Can you print the data exactly and leave out each image?

— Begin Provided material —

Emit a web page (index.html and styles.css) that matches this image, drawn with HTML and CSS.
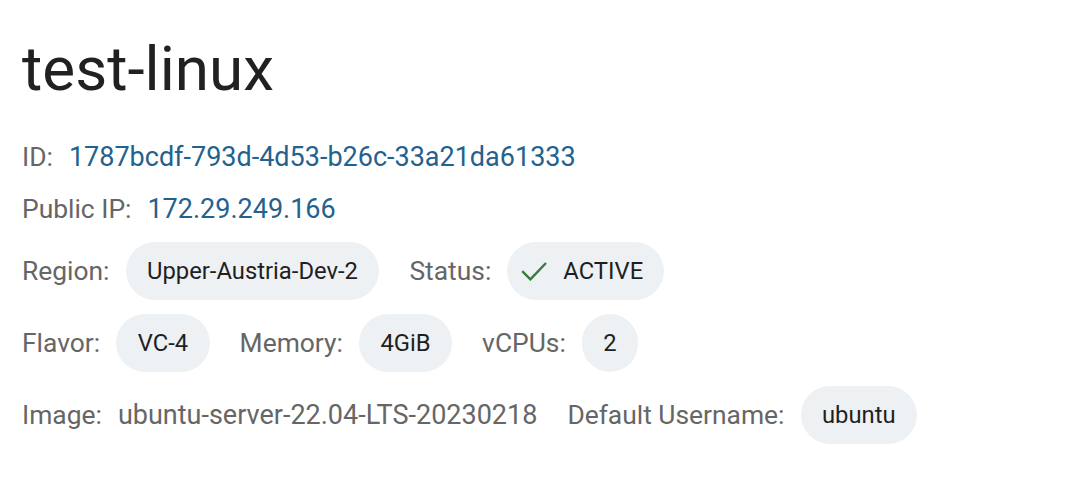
FILE: index.html
```html
<!DOCTYPE html>
<html>
<head>
<meta charset="utf-8">
<link rel="stylesheet" href="styles.css">
</head>
<body>
<div class="page">
  <h1 class="title">test-linux</h1>
  <div class="row line">
    <span class="group"><span class="label">ID:</span><span class="value link">1787bcdf-793d-4d53-b26c-33a21da61333</span></span>
  </div>
  <div class="row line">
    <span class="group"><span class="label">Public IP:</span><span class="value link">172.29.249.166</span></span>
  </div>
  <div class="row">
    <span class="group"><span class="label">Region:</span><span class="chip">Upper-Austria-Dev-2</span></span>
    <span class="group"><span class="label">Status:</span><span class="chip chip-icon"><svg class="check" viewBox="0 0 26 20" width="26" height="20"><path d="M1.2 10.2 L9.4 18.4 L25 2" fill="none" stroke="#3b7a3f" stroke-width="2.4"/></svg>ACTIVE</span></span>
  </div>
  <div class="row">
    <span class="group"><span class="label">Flavor:</span><span class="chip">VC-4</span></span>
    <span class="group"><span class="label">Memory:</span><span class="chip">4GiB</span></span>
    <span class="group"><span class="label">vCPUs:</span><span class="chip">2</span></span>
  </div>
  <div class="row">
    <span class="group"><span class="label">Image:</span><span class="value plain">ubuntu-server-22.04-LTS-20230218</span></span>
    <span class="group"><span class="label">Default Username:</span><span class="chip">ubuntu</span></span>
  </div>
</div>
</body>
</html>
```
FILE: styles.css
```css
html, body {
  margin: 0;
  padding: 0;
  background: #ffffff;
}
body {
  font-family: Roboto, "Liberation Sans", sans-serif;
  color: #212121;
}
.page {
  padding: 33px 22px 22px 22px;
}
.title {
  font-size: 62px;
  font-weight: 400;
  margin: 0 0 36px 0;
  line-height: 72px;
  color: #212121;
}
.row {
  display: flex;
  align-items: center;
  gap: 30px;
  min-height: 58px;
  margin-bottom: 14px;
}
.row.line {
  min-height: 32px;
  margin-bottom: 20px;
}
.row.line + .row:not(.line) {
  margin-top: -3px;
}
.group {
  display: flex;
  align-items: center;
  gap: 16px;
}
.label {
  color: #666666;
  font-size: 26.4px;
  line-height: 32px;
}
.value {
  font-size: 27px;
  line-height: 32px;
}
.link {
  color: #23628f;
}
.plain {
  color: #666666;
}
.chip {
  display: inline-flex;
  align-items: center;
  height: 58px;
  padding: 0 21.5px;
  border-radius: 29px;
  background: #eef1f4;
  color: #1f1f1f;
  font-size: 23.8px;
  box-sizing: border-box;
}
.chip-icon {
  padding-left: 14px;
  padding-right: 21px;
  gap: 16px;
}
.check {
  display: block;
}
```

— End Provided material —

- _Problem solution_
Emit a web page (index.html and styles.css) that matches this image, drawn with HTML and CSS.
FILE: index.html
```html
<!DOCTYPE html>
<html>
<head>
<meta charset="utf-8">
<link rel="stylesheet" href="styles.css">
</head>
<body>
<div class="page">
  <h1 class="title">test-linux</h1>
  <div class="row line">
    <span class="group"><span class="label">ID:</span><span class="value link">1787bcdf-793d-4d53-b26c-33a21da61333</span></span>
  </div>
  <div class="row line">
    <span class="group"><span class="label">Public IP:</span><span class="value link">172.29.249.166</span></span>
  </div>
  <div class="row">
    <span class="group"><span class="label">Region:</span><span class="chip">Upper-Austria-Dev-2</span></span>
    <span class="group"><span class="label">Status:</span><span class="chip chip-icon"><svg class="check" viewBox="0 0 26 20" width="26" height="20"><path d="M1.2 10.2 L9.4 18.4 L25 2" fill="none" stroke="#3b7a3f" stroke-width="2.4"/></svg>ACTIVE</span></span>
  </div>
  <div class="row">
    <span class="group"><span class="label">Flavor:</span><span class="chip">VC-4</span></span>
    <span class="group"><span class="label">Memory:</span><span class="chip">4GiB</span></span>
    <span class="group"><span class="label">vCPUs:</span><span class="chip">2</span></span>
  </div>
  <div class="row">
    <span class="group"><span class="label">Image:</span><span class="value plain">ubuntu-server-22.04-LTS-20230218</span></span>
    <span class="group"><span class="label">Default Username:</span><span class="chip">ubuntu</span></span>
  </div>
</div>
</body>
</html>
```
FILE: styles.css
```css
html, body {
  margin: 0;
  padding: 0;
  background: #ffffff;
}
body {
  font-family: Roboto, "Liberation Sans", sans-serif;
  color: #212121;
}
.page {
  padding: 33px 22px 22px 22px;
}
.title {
  font-size: 62px;
  font-weight: 400;
  margin: 0 0 36px 0;
  line-height: 72px;
  color: #212121;
}
.row {
  display: flex;
  align-items: center;
  gap: 30px;
  min-height: 58px;
  margin-bottom: 14px;
}
.row.line {
  min-height: 32px;
  margin-bottom: 20px;
}
.row.line + .row:not(.line) {
  margin-top: -3px;
}
.group {
  display: flex;
  align-items: center;
  gap: 16px;
}
.label {
  color: #666666;
  font-size: 26.4px;
  line-height: 32px;
}
.value {
  font-size: 27px;
  line-height: 32px;
}
.link {
  color: #23628f;
}
.plain {
  color: #666666;
}
.chip {
  display: inline-flex;
  align-items: center;
  height: 58px;
  padding: 0 21.5px;
  border-radius: 29px;
  background: #eef1f4;
  color: #1f1f1f;
  font-size: 23.8px;
  box-sizing: border-box;
}
.chip-icon {
  padding-left: 14px;
  padding-right: 21px;
  gap: 16px;
}
.check {
  display: block;
}
```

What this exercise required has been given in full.